_Problem to work on:_
Determine the count of lines holding "this" and give that count alone.

_Pages as source code:_
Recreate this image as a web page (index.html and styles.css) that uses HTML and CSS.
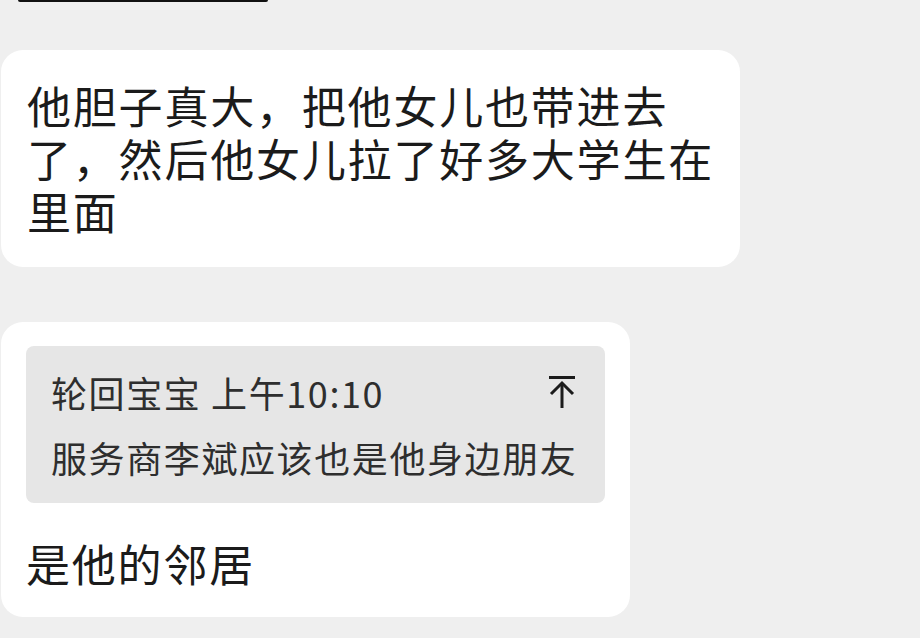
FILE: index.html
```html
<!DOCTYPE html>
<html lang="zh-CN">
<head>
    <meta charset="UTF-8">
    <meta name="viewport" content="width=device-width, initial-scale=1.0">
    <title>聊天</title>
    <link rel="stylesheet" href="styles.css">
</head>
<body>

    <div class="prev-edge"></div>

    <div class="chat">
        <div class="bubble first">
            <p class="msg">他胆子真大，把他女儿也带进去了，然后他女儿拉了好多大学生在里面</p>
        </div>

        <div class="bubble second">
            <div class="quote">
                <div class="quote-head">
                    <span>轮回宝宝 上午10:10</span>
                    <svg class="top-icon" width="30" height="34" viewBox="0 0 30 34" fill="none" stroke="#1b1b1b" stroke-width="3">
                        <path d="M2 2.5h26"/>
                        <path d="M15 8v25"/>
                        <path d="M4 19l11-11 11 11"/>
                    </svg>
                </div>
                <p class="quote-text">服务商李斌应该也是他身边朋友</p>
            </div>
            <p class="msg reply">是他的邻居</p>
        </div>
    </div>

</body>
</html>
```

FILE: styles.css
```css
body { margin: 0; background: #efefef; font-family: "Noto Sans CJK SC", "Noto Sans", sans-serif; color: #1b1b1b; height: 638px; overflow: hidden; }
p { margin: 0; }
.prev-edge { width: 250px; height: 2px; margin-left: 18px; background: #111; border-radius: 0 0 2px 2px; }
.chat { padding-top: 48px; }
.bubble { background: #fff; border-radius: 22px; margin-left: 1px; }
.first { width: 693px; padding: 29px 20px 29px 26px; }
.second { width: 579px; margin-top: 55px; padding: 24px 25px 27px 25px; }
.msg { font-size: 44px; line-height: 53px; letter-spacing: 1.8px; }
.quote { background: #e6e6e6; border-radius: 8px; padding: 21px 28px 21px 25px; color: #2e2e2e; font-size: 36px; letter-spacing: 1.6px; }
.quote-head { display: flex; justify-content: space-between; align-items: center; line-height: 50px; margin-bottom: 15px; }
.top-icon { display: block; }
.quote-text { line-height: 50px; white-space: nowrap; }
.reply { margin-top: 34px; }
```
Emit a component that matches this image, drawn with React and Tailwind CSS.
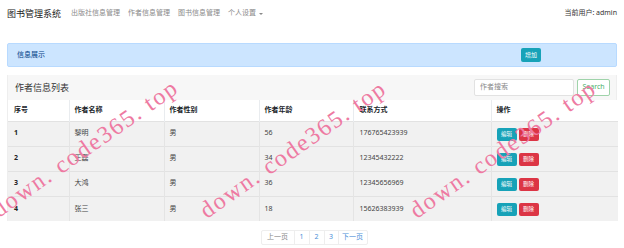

_Problem solution:_
2